* DIRECTIONS FOR THIS TASK:
Omit pictures and quote the listing below line by line, from its start through the line that holds "import React from".

※ ※ ※

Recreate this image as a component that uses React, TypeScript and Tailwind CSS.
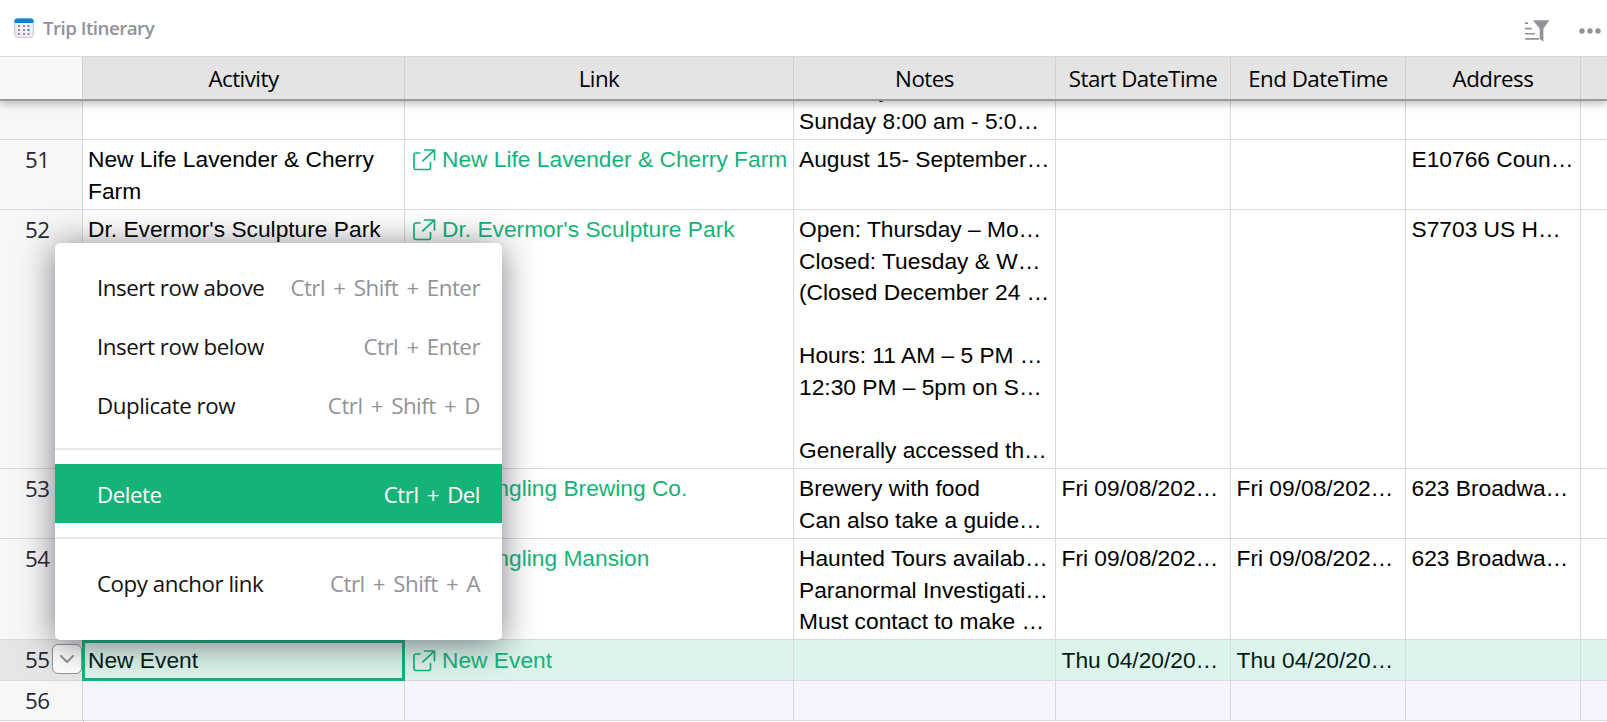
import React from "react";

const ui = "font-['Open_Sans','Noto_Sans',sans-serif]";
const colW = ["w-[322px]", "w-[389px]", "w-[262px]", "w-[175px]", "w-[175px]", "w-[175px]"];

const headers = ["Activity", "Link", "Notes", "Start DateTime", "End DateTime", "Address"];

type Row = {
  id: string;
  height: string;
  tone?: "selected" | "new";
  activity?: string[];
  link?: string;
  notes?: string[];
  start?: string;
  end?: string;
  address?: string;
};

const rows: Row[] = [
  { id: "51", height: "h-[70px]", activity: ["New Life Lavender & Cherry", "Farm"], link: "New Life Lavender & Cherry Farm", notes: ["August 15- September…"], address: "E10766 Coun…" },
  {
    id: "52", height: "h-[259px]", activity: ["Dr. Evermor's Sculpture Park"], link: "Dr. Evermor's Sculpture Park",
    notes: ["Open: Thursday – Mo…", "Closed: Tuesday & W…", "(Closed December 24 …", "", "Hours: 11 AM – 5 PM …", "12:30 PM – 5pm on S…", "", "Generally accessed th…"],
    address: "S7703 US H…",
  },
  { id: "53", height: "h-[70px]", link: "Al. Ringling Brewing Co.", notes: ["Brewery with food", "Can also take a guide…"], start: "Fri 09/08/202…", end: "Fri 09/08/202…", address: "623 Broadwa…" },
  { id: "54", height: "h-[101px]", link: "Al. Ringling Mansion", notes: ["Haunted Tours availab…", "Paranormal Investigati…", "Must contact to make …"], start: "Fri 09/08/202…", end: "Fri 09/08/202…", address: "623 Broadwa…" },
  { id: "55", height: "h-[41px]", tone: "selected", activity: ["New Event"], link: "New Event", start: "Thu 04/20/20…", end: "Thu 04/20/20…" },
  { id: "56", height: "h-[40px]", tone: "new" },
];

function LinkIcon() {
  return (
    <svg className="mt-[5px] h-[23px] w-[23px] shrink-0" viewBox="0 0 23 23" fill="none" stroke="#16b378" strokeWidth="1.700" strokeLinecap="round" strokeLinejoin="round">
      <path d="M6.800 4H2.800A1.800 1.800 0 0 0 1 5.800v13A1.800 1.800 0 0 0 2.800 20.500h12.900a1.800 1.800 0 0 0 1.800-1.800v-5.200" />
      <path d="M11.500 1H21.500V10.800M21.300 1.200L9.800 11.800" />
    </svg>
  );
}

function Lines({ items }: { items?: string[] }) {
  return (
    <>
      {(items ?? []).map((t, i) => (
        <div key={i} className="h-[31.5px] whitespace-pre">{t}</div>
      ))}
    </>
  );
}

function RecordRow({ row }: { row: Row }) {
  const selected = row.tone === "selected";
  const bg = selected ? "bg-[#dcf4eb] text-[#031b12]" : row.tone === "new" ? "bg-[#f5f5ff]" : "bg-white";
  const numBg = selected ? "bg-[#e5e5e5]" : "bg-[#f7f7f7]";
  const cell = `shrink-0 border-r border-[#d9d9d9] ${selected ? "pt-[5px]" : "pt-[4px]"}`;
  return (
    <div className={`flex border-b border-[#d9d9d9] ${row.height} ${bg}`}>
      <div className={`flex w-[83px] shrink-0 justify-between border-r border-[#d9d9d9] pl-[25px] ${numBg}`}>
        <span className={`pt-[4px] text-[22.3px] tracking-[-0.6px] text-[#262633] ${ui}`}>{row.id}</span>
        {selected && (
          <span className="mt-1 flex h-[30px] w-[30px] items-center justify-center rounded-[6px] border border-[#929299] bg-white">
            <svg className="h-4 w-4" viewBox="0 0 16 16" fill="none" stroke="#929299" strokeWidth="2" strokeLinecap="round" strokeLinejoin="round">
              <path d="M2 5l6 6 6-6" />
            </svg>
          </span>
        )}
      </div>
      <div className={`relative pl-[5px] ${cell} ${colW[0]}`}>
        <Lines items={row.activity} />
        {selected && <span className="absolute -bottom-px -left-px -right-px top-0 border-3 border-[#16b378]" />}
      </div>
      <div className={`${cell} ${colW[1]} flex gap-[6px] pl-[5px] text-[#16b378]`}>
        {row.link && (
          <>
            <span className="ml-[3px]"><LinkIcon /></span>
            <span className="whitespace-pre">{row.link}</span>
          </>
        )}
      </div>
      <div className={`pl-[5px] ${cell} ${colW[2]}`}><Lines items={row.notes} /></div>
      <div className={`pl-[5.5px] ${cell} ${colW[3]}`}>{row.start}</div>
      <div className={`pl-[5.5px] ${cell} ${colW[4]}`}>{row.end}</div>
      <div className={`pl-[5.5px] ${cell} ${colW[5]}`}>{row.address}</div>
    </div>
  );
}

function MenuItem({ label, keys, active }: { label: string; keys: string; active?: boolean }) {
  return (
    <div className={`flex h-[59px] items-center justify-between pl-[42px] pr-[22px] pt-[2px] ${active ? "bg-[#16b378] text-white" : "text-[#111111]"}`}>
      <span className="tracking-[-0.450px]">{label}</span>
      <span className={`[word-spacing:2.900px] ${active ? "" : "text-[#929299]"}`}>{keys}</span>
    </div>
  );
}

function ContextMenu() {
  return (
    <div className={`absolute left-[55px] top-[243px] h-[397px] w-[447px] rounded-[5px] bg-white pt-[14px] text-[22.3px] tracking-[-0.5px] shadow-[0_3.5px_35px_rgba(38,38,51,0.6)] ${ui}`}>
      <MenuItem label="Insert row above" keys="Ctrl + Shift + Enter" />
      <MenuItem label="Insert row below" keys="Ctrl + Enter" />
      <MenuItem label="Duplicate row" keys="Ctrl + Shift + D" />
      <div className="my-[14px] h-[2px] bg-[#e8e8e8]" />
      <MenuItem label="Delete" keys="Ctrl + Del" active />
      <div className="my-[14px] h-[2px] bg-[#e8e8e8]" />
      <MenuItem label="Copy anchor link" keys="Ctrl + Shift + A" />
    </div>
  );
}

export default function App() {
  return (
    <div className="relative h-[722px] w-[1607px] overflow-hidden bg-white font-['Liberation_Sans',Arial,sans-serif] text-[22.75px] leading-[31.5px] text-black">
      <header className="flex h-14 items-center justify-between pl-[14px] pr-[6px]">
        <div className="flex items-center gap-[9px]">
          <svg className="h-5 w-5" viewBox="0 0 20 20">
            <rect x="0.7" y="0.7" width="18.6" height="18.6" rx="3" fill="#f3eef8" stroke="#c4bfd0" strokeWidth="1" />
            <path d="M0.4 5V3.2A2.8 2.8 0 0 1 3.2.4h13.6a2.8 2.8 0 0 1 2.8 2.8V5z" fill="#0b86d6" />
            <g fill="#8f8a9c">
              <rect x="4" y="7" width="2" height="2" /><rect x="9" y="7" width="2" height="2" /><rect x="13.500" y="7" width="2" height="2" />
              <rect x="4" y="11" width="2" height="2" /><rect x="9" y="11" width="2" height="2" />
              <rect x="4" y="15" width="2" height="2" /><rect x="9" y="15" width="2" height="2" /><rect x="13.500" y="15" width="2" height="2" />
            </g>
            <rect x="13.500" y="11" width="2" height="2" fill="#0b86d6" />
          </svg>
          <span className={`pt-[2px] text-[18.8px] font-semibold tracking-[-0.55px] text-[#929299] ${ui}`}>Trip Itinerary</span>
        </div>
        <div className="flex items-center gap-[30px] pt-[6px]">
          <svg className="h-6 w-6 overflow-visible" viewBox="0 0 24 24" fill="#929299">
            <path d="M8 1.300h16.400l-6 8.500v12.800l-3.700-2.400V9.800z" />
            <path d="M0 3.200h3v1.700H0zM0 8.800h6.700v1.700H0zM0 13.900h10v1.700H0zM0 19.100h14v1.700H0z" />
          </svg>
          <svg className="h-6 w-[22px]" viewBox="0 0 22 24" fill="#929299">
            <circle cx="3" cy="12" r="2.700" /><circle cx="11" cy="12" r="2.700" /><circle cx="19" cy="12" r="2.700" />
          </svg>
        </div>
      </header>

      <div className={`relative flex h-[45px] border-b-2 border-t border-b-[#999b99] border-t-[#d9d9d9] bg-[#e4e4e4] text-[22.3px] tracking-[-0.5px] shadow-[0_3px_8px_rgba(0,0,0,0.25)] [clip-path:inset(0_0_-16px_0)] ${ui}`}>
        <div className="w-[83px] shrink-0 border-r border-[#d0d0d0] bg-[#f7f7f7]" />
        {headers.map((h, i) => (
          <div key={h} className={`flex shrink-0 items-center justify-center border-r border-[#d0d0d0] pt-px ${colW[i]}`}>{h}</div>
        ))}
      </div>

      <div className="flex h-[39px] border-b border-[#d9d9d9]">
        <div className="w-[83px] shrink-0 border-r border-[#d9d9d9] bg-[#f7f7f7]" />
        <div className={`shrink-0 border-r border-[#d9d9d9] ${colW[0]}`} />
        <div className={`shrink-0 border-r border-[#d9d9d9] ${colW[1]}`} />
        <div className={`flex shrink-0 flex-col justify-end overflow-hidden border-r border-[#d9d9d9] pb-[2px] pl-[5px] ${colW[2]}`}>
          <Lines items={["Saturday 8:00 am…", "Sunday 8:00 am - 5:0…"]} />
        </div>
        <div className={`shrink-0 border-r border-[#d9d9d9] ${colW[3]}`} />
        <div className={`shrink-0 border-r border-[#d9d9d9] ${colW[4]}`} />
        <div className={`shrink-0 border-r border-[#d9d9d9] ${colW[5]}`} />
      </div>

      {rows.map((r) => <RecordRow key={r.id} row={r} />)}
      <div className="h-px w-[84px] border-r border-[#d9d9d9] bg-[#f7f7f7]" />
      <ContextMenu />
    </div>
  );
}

※ ※ ※

* REPLY:
Recreate this image as a component that uses React, TypeScript and Tailwind CSS.
import React from "react";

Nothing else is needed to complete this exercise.